Longtime Alabama AD Mal Moore dies at 73

Longtime Alabama AD Mal Moore dies at 73

Published Mar. 30, 2013 3:16 p.m. ET

MONTGOMERY, Ala. (AP) — Former Alabama athletic director Mal Moore, who played and coached under Bear Bryant and hired Nick Saban as football coach, has passed away.

The university said the 73-year-old Moore died on Saturday at Duke University Medical Center. Moore had been in the Durham, N.C., hospital since March 13 with pulmonary problems.

No further details were immediately available.

The folksy, silver-haired Moore was part of 10 football national championship teams as a player, coach or administrator in a career intertwined with three of the Crimson Tide's most revered coaches -- his old bosses Bryant and Gene Stallings and Saban, who has won three of the last four national titles.

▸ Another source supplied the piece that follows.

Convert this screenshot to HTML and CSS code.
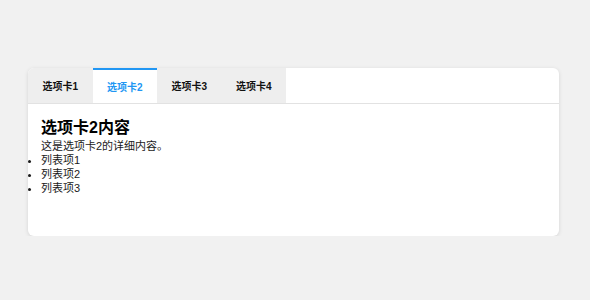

He played for Bryant's 1961 national championship team, and Bill Battle -- a teammate of Moore's -- was hired to replace him two days after Moore stepped down on March 20. He was to become a special adviser to Alabama President Judy Bonner.

Moore oversaw an athletic department since 1999 that made more than $200 million in facilities improvements -- including multiple expansions of Bryant-Denny Stadium and won national championships in football, gymnastics, softball and women's golf in 2011-12.

The football building and his own memorabilia-covered office are housed in the Mal M. Moore Athletic Facility, named after him in 2007.

Moore's biggest claims to fame are the hiring of Saban and his long relationship with Bryant, whom he had hoped to succeed.

Moore was a freshman on Bryant's first Alabama team in 1958 then spent 22 seasons as a coach, including a stint with Stallings for the NFL's Cardinals in St. Louis and Phoenix.

He joined Bryant as a graduate assistant in 1964 and coached both the secondary and quarterbacks before becoming the Tide's first offensive coordinator in 1975. He was also Stallings' offensive coordinator from 1990-93 in a tenure that included the 1992 national championship.

He interviewed to take over the program after Bryant retired in 1982 but was passed over in favor of New York Giants coach Ray Perkins. That left Moore thinking about getting out of the profession before Notre Dame's Gerry Faust hired him to coach running backs.

"At the time, I kind of felt like a man without a country," Moore said in a December 2012 interview ahead of the BCS championship game with the Fighting Irish. "I was in a strange position that I'd never been in before."

His wife of 41 years, the former Charlotte Davis, passed away after a long illness in 2010. His daughter, Heather Cook, lives in Scottsdale, Ariz.